(Requirements):
Repeat the listing word for word. No pictures belong in the copy.
##### Recorded information #####
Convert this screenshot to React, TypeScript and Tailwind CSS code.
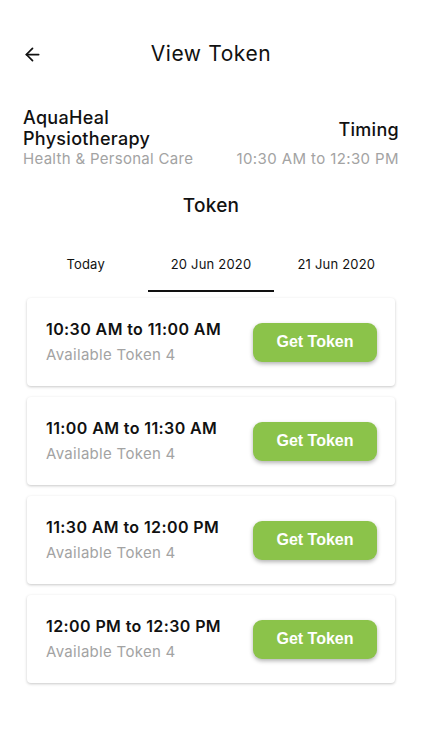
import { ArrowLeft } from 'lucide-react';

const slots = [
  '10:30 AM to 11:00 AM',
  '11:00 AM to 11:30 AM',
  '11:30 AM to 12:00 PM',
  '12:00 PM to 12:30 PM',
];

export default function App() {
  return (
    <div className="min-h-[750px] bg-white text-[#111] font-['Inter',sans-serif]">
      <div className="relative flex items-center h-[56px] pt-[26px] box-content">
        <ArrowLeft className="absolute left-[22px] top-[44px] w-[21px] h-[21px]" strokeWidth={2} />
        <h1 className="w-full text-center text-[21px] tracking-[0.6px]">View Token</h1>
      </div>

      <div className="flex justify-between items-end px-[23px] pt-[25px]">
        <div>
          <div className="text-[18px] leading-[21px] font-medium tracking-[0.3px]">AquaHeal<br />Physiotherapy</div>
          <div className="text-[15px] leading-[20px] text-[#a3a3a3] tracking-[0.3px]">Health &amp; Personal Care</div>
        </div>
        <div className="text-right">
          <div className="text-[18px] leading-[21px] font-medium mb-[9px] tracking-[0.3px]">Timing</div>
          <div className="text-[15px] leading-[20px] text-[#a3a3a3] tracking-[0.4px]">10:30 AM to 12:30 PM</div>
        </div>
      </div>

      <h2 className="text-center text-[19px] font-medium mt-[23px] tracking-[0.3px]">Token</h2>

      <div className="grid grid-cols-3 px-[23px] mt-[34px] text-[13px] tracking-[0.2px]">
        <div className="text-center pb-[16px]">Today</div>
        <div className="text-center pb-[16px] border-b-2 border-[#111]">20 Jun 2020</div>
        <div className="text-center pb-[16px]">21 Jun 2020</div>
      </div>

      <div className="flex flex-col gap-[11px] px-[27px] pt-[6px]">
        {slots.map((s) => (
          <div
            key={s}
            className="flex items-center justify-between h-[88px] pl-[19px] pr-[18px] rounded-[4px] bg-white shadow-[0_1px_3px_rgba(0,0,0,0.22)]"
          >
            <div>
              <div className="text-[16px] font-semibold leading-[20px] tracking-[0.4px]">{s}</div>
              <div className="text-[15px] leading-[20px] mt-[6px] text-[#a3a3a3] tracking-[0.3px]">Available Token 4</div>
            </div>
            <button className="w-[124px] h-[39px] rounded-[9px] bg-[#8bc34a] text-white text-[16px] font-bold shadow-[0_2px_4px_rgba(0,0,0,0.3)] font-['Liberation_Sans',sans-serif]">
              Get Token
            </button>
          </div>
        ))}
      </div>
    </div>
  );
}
#####
(Problem solution):
Convert this screenshot to React, TypeScript and Tailwind CSS code.
import { ArrowLeft } from 'lucide-react';

const slots = [
  '10:30 AM to 11:00 AM',
  '11:00 AM to 11:30 AM',
  '11:30 AM to 12:00 PM',
  '12:00 PM to 12:30 PM',
];

export default function App() {
  return (
    <div className="min-h-[750px] bg-white text-[#111] font-['Inter',sans-serif]">
      <div className="relative flex items-center h-[56px] pt-[26px] box-content">
        <ArrowLeft className="absolute left-[22px] top-[44px] w-[21px] h-[21px]" strokeWidth={2} />
        <h1 className="w-full text-center text-[21px] tracking-[0.6px]">View Token</h1>
      </div>

      <div className="flex justify-between items-end px-[23px] pt-[25px]">
        <div>
          <div className="text-[18px] leading-[21px] font-medium tracking-[0.3px]">AquaHeal<br />Physiotherapy</div>
          <div className="text-[15px] leading-[20px] text-[#a3a3a3] tracking-[0.3px]">Health &amp; Personal Care</div>
        </div>
        <div className="text-right">
          <div className="text-[18px] leading-[21px] font-medium mb-[9px] tracking-[0.3px]">Timing</div>
          <div className="text-[15px] leading-[20px] text-[#a3a3a3] tracking-[0.4px]">10:30 AM to 12:30 PM</div>
        </div>
      </div>

      <h2 className="text-center text-[19px] font-medium mt-[23px] tracking-[0.3px]">Token</h2>

      <div className="grid grid-cols-3 px-[23px] mt-[34px] text-[13px] tracking-[0.2px]">
        <div className="text-center pb-[16px]">Today</div>
        <div className="text-center pb-[16px] border-b-2 border-[#111]">20 Jun 2020</div>
        <div className="text-center pb-[16px]">21 Jun 2020</div>
      </div>

      <div className="flex flex-col gap-[11px] px-[27px] pt-[6px]">
        {slots.map((s) => (
          <div
            key={s}
            className="flex items-center justify-between h-[88px] pl-[19px] pr-[18px] rounded-[4px] bg-white shadow-[0_1px_3px_rgba(0,0,0,0.22)]"
          >
            <div>
              <div className="text-[16px] font-semibold leading-[20px] tracking-[0.4px]">{s}</div>
              <div className="text-[15px] leading-[20px] mt-[6px] text-[#a3a3a3] tracking-[0.3px]">Available Token 4</div>
            </div>
            <button className="w-[124px] h-[39px] rounded-[9px] bg-[#8bc34a] text-white text-[16px] font-bold shadow-[0_2px_4px_rgba(0,0,0,0.3)] font-['Liberation_Sans',sans-serif]">
              Get Token
            </button>
          </div>
        ))}
      </div>
    </div>
  );
}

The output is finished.